*Short task*.
Tally the lines that include "React". Output the number only.

*Information shown*.
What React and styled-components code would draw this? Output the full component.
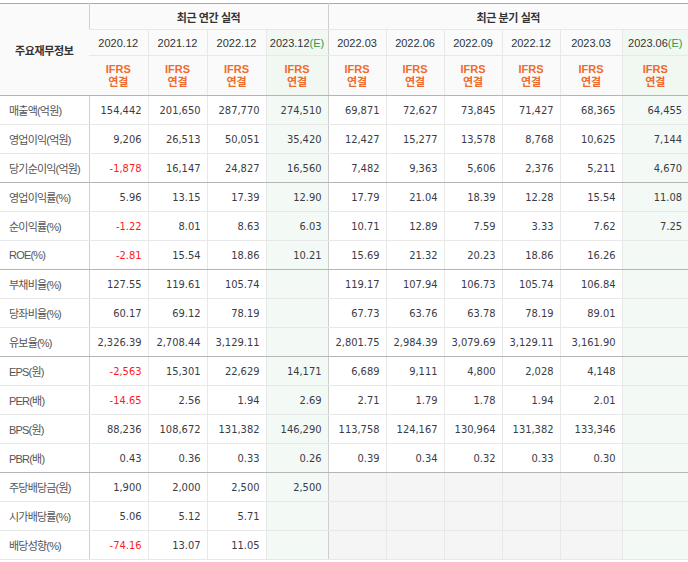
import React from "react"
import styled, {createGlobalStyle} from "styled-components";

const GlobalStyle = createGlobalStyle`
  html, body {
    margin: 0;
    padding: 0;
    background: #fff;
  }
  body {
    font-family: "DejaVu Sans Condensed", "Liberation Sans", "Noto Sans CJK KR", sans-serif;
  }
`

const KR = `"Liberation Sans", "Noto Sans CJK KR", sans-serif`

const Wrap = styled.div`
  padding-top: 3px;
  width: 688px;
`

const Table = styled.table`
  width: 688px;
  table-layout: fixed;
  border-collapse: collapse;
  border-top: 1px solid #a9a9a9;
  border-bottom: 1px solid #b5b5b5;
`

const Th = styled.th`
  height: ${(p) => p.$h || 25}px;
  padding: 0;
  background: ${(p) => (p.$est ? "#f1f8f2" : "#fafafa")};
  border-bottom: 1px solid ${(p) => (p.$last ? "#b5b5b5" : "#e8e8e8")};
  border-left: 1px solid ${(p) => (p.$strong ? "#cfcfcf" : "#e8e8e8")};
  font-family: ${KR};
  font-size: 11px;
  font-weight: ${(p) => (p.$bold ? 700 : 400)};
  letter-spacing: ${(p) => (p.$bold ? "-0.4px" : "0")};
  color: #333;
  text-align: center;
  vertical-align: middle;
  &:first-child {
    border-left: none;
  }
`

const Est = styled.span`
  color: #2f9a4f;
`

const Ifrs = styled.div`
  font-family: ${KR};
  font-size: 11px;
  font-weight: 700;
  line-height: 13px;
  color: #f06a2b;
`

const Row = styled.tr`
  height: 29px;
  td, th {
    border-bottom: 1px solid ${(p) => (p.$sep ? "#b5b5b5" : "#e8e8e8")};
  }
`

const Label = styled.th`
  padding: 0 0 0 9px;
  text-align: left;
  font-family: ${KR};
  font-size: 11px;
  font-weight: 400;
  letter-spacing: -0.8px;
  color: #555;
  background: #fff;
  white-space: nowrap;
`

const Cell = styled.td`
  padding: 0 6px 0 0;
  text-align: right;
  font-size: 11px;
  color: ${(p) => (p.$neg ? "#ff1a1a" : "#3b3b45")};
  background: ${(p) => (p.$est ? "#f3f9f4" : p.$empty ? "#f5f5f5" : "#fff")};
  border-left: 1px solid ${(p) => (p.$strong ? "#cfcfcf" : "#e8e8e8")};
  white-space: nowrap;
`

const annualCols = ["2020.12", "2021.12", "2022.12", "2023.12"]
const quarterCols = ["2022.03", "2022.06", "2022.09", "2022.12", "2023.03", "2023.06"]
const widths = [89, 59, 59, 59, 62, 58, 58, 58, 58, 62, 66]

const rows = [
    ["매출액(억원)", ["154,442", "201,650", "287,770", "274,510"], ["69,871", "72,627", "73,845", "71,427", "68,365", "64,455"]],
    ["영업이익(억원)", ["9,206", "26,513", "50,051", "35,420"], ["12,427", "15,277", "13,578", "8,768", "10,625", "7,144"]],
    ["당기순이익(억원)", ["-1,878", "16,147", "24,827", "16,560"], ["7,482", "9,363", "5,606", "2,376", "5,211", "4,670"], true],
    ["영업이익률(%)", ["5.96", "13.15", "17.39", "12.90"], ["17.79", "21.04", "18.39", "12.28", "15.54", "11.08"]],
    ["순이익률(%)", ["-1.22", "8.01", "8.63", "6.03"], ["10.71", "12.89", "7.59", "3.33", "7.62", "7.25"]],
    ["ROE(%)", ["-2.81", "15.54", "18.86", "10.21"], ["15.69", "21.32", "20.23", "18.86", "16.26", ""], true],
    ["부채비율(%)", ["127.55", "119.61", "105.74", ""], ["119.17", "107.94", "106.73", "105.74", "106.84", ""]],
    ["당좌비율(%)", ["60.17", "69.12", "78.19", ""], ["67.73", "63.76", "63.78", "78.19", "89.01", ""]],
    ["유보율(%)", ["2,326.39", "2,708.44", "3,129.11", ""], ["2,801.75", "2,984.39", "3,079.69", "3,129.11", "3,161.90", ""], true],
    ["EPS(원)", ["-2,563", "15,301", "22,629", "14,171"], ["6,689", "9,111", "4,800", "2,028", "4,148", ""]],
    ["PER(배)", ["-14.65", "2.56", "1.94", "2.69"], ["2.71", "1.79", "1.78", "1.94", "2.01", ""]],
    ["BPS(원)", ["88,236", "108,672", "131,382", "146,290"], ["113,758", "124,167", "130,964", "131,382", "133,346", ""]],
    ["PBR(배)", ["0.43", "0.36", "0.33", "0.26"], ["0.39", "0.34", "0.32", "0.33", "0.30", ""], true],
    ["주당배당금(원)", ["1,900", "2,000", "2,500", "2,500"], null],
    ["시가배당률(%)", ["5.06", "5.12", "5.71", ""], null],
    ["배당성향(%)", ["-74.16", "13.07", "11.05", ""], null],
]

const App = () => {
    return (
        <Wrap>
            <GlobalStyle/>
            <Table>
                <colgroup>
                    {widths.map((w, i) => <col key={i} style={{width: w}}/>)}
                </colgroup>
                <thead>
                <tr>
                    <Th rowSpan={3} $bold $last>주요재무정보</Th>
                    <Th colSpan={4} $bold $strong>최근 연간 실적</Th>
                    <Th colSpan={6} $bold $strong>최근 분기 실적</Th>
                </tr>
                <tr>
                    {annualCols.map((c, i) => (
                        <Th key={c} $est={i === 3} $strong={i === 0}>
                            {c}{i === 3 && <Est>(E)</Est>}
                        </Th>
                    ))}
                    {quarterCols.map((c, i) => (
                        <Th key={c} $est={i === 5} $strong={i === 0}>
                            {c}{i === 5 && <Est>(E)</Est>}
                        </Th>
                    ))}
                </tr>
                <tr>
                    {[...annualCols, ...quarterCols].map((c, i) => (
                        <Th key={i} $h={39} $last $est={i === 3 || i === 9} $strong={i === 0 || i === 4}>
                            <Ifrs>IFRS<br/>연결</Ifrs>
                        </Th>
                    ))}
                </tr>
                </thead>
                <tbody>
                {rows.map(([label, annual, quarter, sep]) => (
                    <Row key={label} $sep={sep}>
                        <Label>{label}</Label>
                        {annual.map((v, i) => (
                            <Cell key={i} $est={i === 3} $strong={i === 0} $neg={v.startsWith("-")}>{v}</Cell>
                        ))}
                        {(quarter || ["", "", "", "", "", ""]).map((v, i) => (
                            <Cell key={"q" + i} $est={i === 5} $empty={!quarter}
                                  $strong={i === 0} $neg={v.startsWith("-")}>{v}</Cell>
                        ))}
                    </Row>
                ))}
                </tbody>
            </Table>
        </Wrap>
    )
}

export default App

*Answer for the task*.
2